[Exercise objective] Wherever the string "React" appears, copy the whole line.

* * * * * * * * *

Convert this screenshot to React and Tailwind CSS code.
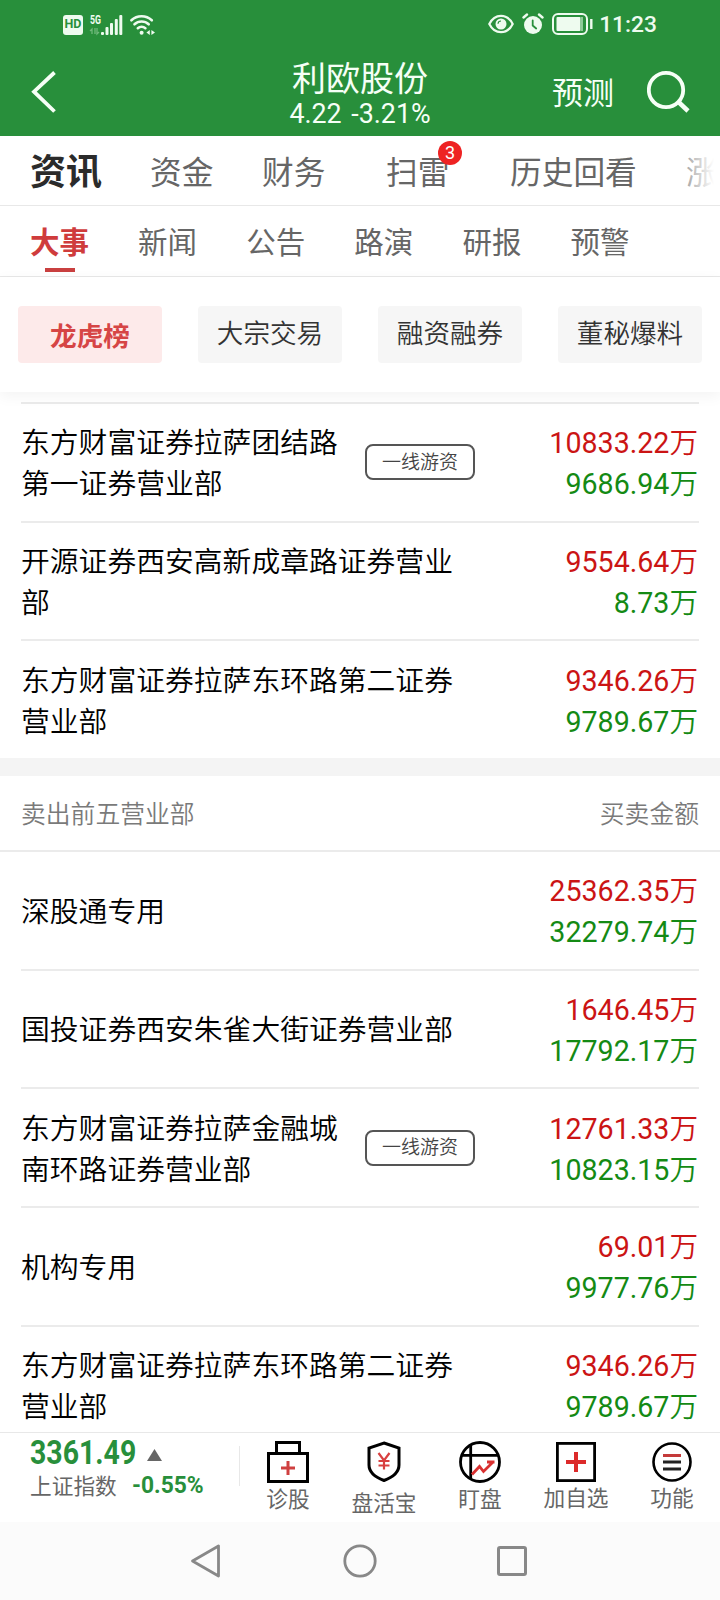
import React, { useState } from 'react';

const mainTabs = [
  { label: '资讯', width: 'w-[120px]' },
  { label: '资金', width: 'w-[112px]' },
  { label: '财务', width: 'w-[124px]' },
  { label: '扫雷', width: 'w-[124px]', badge: 3 },
  { label: '历史回看', width: 'w-[176px]' },
  { label: '涨', width: 'w-[32px]' },
];

const subTabs = ['大事', '新闻', '公告', '路演', '研报', '预警'];
const filters = ['龙虎榜', '大宗交易', '融资融券', '董秘爆料'];

const buyList = [
  { name: '东方财富证券拉萨团结路第一证券营业部', tag: '一线游资', buy: '10833.22', sell: '9686.94' },
  { name: '开源证券西安高新成章路证券营业部', buy: '9554.64', sell: '8.73' },
  { name: '东方财富证券拉萨东环路第二证券营业部', buy: '9346.26', sell: '9789.67' },
];

const sellList = [
  { name: '深股通专用', buy: '25362.35', sell: '32279.74' },
  { name: '国投证券西安朱雀大街证券营业部', buy: '1646.45', sell: '17792.17' },
  { name: '东方财富证券拉萨金融城南环路证券营业部', tag: '一线游资', buy: '12761.33', sell: '10823.15' },
  { name: '机构专用', buy: '69.01', sell: '9977.76' },
  { name: '东方财富证券拉萨东环路第二证券营业部', buy: '9346.26', sell: '9789.67' },
];

const StatusBar = () => (
  <div className="flex h-12 items-center justify-between pl-[63px] pr-[63px]">
    <div className="flex items-center pt-px">
      <span className="flex h-[20px] w-[20px] items-center justify-center rounded-[3px] bg-[#eefbef] text-[12.500px] font-bold leading-none text-[#288f3b]">
        HD
      </span>
      <svg className="ml-[7px] overflow-visible" width="33" height="22" viewBox="0 0 33 22" fill="#eefbef">
        <text x="0" y="9.500" fontSize="12" fontWeight="700" textLength="11" lengthAdjust="spacingAndGlyphs">5G</text>
        <path d="M2 20v-5l-2 2M5 14v6M7 14v6l2-2" stroke="#6fb87b" strokeWidth="1.3" fill="none" />
        <rect x="11" y="18" width="3" height="3" rx="1" />
        <rect x="15.5" y="13" width="3" height="8" rx="1" />
        <rect x="20" y="9" width="3" height="12" rx="1" />
        <rect x="24.8" y="5" width="3" height="16" rx="1" />
        <rect x="29.3" y="1" width="3" height="20" rx="1" />
      </svg>
      <svg className="ml-[6px]" width="27" height="22" viewBox="0 0 27 22" fill="none" stroke="#eefbef" strokeWidth="2.6" strokeLinecap="round">
        <path d="M2.4 6.3a15 15 0 0 1 20.4 0" />
        <path d="M5.5 10.3a10.4 10.4 0 0 1 14.2 0" />
        <path d="M8.8 14.2a5.8 5.8 0 0 1 7.6 0" />
        <circle cx="12.6" cy="18.8" r="2" fill="#eefbef" stroke="none" />
        <path d="M20.8 16v5l-3.4-2.5zM22.4 16v5l3.6-2.5z" fill="#eefbef" stroke="none" />
      </svg>
    </div>
    <div className="flex items-center text-[#eefbef]">
      <svg width="26" height="20" viewBox="0 0 26 20" fill="none" stroke="currentColor">
        <path d="M1.3 10C4 4.500 8 1.800 13 1.800S22 4.500 24.700 10C22 15.500 18 18.200 13 18.200S4 15.500 1.300 10Z" strokeWidth="2.2" />
        <circle cx="13" cy="10" r="5.500" fill="currentColor" stroke="none" />
        <path d="M10 9.800a3 3 0 0 1 3-2.800" stroke="#288f3b" strokeWidth="1.200" />
      </svg>
      <svg className="ml-[8px]" width="22" height="22" viewBox="0 0 22 22" fill="none" stroke="currentColor" strokeLinecap="round">
        <circle cx="11" cy="12" r="9" fill="currentColor" stroke="none" />
        <path d="M1.500 4.500L5 1.500M20.500 4.500L17 1.500" strokeWidth="2.400" />
        <path d="M10.700 7.500v5l3.500 3" stroke="#288f3b" strokeWidth="1.800" />
      </svg>
      <svg className="ml-[8px]" width="41" height="22" viewBox="0 0 41 22" fill="none" stroke="currentColor">
        <rect x="1" y="1" width="34" height="20" rx="5" strokeWidth="2" />
        <rect x="4.500" y="4" width="24" height="14" rx="1" fill="currentColor" stroke="none" />
        <rect x="28.500" y="4" width="2.500" height="14" fill="#8ecb98" stroke="none" />
        <path d="M39.300 6v10" strokeWidth="2.400" />
      </svg>
      <span className="ml-[6px] pt-[2px] text-[22.800px] font-medium leading-none">11:23</span>
    </div>
  </div>
);

const Header = () => (
  <header className="flex h-[136px] shrink-0 flex-col bg-[#288f3b] text-[#f6fff6]">
    <StatusBar />
    <div className="grid h-[88px] grid-cols-[180px_1fr_180px]">
      <svg className="ml-[30px] mt-[23px]" width="28" height="42" viewBox="0 0 28 42" fill="none" stroke="currentColor" strokeWidth="3.800">
        <path d="M24.500 1.500L4 20.700L24.500 40.500" />
      </svg>
      <div className="flex flex-col items-center pt-[12px]">
        <h1 className="text-[34px] leading-[38px]">利欧股份</h1>
        <p className="text-[26.800px] leading-[32px] [word-spacing:3px]">4.22 -3.21%</p>
      </div>
      <div className="flex pl-[12px]">
        <span className="mt-[26px] text-[31px] leading-[40px]">预测</span>
        <svg className="ml-[33px] mt-[22px]" width="44" height="44" viewBox="0 0 44 44" fill="none" stroke="currentColor" strokeWidth="3.800">
          <circle cx="19" cy="20" r="17.200" />
          <path d="M31 31.500L41 41" strokeWidth="4.500" />
        </svg>
      </div>
    </div>
  </header>
);

const ListRow = ({ item, last }) => (
  <div className={`flex items-center ${last ? 'h-[116.670px]' : 'h-[118.670px] border-b-2 border-[#ebebeb]'}`}>
    <div
      className={`shrink-0 break-all pt-[4px] text-[28.800px] font-[350] leading-[41px] text-black ${item.tag ? 'w-[320px]' : 'w-[436px]'}`}
    >
      {item.name}
    </div>
    {item.tag && (
      <span className="ml-[24px] flex h-[36px] w-[110px] items-center justify-center rounded-[8px] border-2 border-[#555] text-[19px] font-[350] leading-none text-[#444]">
        {item.tag}
      </span>
    )}
    <div className="ml-auto pr-px pt-[4px] text-right text-[28.600px] leading-[41px]">
      <p className="text-[#cb1414]">{item.buy}<span className="font-[350]">万</span></p>
      <p className="text-[#148a14]">{item.sell}<span className="font-[350]">万</span></p>
    </div>
  </div>
);

const IconBag = () => (
  <svg width="42" height="42" viewBox="0 0 42 42" fill="none" stroke="#000" strokeWidth="3">
    <rect x="1.500" y="12.500" width="39" height="28" />
    <path d="M9.500 12V1.500h23V12" />
    <path d="M14 27h14M21 20v14" stroke="#cf4040" />
  </svg>
);

const IconShield = () => (
  <svg width="34" height="42" viewBox="0 0 34 42" fill="none" stroke="#000" strokeWidth="3">
    <path d="M17 2L32 7v17c0 8-7 12.500-15 15.500C9 36.500 2 32 2 24V7z" />
    <path d="M11.500 12l5.500 7.500l5.500-7.500M17 19.500v9M11.500 20h11M11.500 24.500h11" stroke="#d84040" strokeWidth="2.200" />
  </svg>
);

const IconWatch = () => (
  <svg width="42" height="42" viewBox="0 0 42 42" fill="none" stroke="#000" strokeWidth="2.800">
    <circle cx="21" cy="21" r="19.500" />
    <path d="M11.700 4v34M3 14.300h36" />
    <path d="M13 33.500l7.500-8l4 5l9-9M28 21h7.500" stroke="#d93030" />
  </svg>
);

const IconAdd = () => (
  <svg width="40" height="42" viewBox="0 0 40 42" fill="none" stroke="#000" strokeWidth="2.800">
    <rect x="1.400" y="2.400" width="37.200" height="37.200" />
    <path d="M10 21h20M20 11v20" stroke="#dc2a2a" strokeWidth="4" />
  </svg>
);

const IconMenu = () => (
  <svg width="40" height="42" viewBox="0 0 40 42" fill="none" stroke="#222" strokeWidth="3">
    <circle cx="20" cy="21" r="18.500" stroke="#000" strokeWidth="2.600" />
    <path d="M11 14.500h18" stroke="#c43a3a" />
    <path d="M11 21h18M11 28h18" />
  </svg>
);

const actions = [
  { label: '诊股', Icon: IconBag, offset: 'mt-[2px]' },
  { label: '盘活宝', Icon: IconShield, offset: 'mt-[6px]' },
  { label: '盯盘', Icon: IconWatch, offset: 'mt-[2px]' },
  { label: '加自选', Icon: IconAdd, offset: 'mt-[1px]' },
  { label: '功能', Icon: IconMenu, offset: 'mt-[1px]' },
];

const BottomBar = () => (
  <div className="flex h-[90px] shrink-0 border-t border-[#e8e8e8] bg-white">
    <div className="w-[239px] shrink-0 pl-[30px] pt-[3px]">
      <div className="flex h-[34px] items-center">
        <span className="w-[117px] origin-left scale-x-[0.850] text-[33.500px] font-bold leading-[34px] text-[#288f3b]">3361.49</span>
        <svg className="mt-[3px]" width="15" height="12" viewBox="0 0 15 12" fill="#666">
          <path d="M7.500 0L15 12H0z" />
        </svg>
      </div>
      <div className="flex h-[34px] items-center">
        <span className="text-[21.700px] leading-[32px] text-[#666]">上证指数</span>
        <span className="ml-[15px] mt-[-4px] origin-left scale-x-[0.930] text-[24.500px] font-bold leading-[30px] text-[#288f3b]">-0.55%</span>
      </div>
    </div>
    <div className="mt-[13px] h-[40px] w-px bg-[#e8e8e8]" />
    <div className="grid flex-1 grid-cols-5">
      {actions.map(({ label, Icon, offset }) => (
        <div key={label} className="flex flex-col items-center pt-[8px]">
          <Icon />
          <span className={`text-[21.700px] leading-[30px] text-[#666] ${offset}`}>{label}</span>
        </div>
      ))}
    </div>
  </div>
);

// Tombol navigasi sistem
const SystemNav = () => (
  <nav className="flex h-[78px] shrink-0 items-center bg-[#fbfbfb] pl-[190px]">
    <svg width="32" height="36" viewBox="0 0 32 36" fill="none" stroke="#888" strokeWidth="2.800" strokeLinejoin="round">
      <path d="M28.500 3v30L2.500 18z" />
    </svg>
    <svg className="ml-[121px]" width="34" height="34" viewBox="0 0 34 34" fill="none" stroke="#888" strokeWidth="2.800">
      <circle cx="17" cy="17" r="15.200" />
    </svg>
    <span className="ml-[120px] h-[30px] w-[30px] rounded-[3px] border-3 border-[#888]" />
  </nav>
);

const App = () => {
  const [activeTab, setActiveTab] = useState('资讯');
  const [activeSub, setActiveSub] = useState('大事');
  const [activeFilter, setActiveFilter] = useState('龙虎榜');

  return (
    <div className="flex h-[1600px] w-[720px] flex-col overflow-hidden bg-white font-[Roboto,'Noto_Sans_CJK_SC',sans-serif]">
      <Header />

      {/* Tab utama */}
      <div className="relative flex h-[70px] shrink-0 overflow-hidden border-b border-[#e8e8e8] pl-[30px]">
        {mainTabs.map((tab) => (
          <button
            key={tab.label}
            onClick={() => setActiveTab(tab.label)}
            className={`relative h-[70px] shrink-0 whitespace-nowrap text-left ${tab.width} ${
              activeTab === tab.label
                ? 'pt-[3px] text-[36px] font-bold text-[#2b2b2b]'
                : 'pt-[5px] text-[31.700px] text-[#666]'
            }`}
          >
            {tab.label}
            {tab.badge && (
              <span className="absolute left-[52px] top-[5px] flex h-6 w-6 items-center justify-center rounded-full bg-[#ee2323] text-[18px] font-normal leading-none text-white">
                {tab.badge}
              </span>
            )}
          </button>
        ))}
        <div className="absolute right-0 top-0 h-full w-[40px] bg-linear-to-r from-white/30 to-white to-85%" />
      </div>

      {/* Sub tab */}
      <div className="flex h-[71px] shrink-0 border-b border-[#e8e8e8] pl-[30px]">
        {subTabs.map((tab) => (
          <button key={tab} onClick={() => setActiveSub(tab)} className="flex w-[108.100px] flex-col items-start">
            <span className={`h-[62px] text-[29.500px] leading-[75px] ${activeSub === tab ? 'font-bold text-[#cf3c3c]' : 'text-[#666]'}`}>
              {tab}
            </span>
            {activeSub === tab && <span className="ml-[15px] h-1 w-[30px] bg-[#c94040]" />}
          </button>
        ))}
      </div>

      {/* Filter */}
      <div className="z-10 flex h-[115px] shrink-0 gap-9 bg-white px-[18px] pt-[29px] shadow-[0_4px_14px_rgba(0,0,0,0.05)]">
        {filters.map((filter) => (
          <button
            key={filter}
            onClick={() => setActiveFilter(filter)}
            className={`h-[57px] w-[144px] rounded-[4px] text-[26.600px] ${
              activeFilter === filter
                ? 'bg-[#fdeaea] pt-[4px] font-bold text-[#d64545]'
                : 'bg-[#f6f6f6] pb-[2px] font-[350] text-[#333]'
            }`}
          >
            {filter}
          </button>
        ))}
      </div>

      {/* Daftar broker */}
      <div className="min-h-0 flex-1 overflow-hidden">
        <div className="mx-[21px] mt-[10px] border-t-2 border-[#ebebeb]">
          {buyList.map((item, i) => (
            <ListRow key={item.name} item={item} last={i === buyList.length - 1} />
          ))}
        </div>
        <div className="h-[18px] bg-[#f4f4f4]" />
        <div className="flex h-[76px] items-center justify-between border-b-2 border-[#ebebeb] px-[21px] pt-[3px] text-[24.800px] font-[350] text-[#7a7a7a]">
          <span>卖出前五营业部</span>
          <span>买卖金额</span>
        </div>
        <div className="mx-[21px]">
          {sellList.map((item, i) => (
            <ListRow key={item.name} item={item} last={i === sellList.length - 1} />
          ))}
        </div>
      </div>

      <BottomBar />
      <SystemNav />
    </div>
  );
};

export default App;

* * * * * * * * *

[Finished answer]
Convert this screenshot to React and Tailwind CSS code.
import React, { useState } from 'react';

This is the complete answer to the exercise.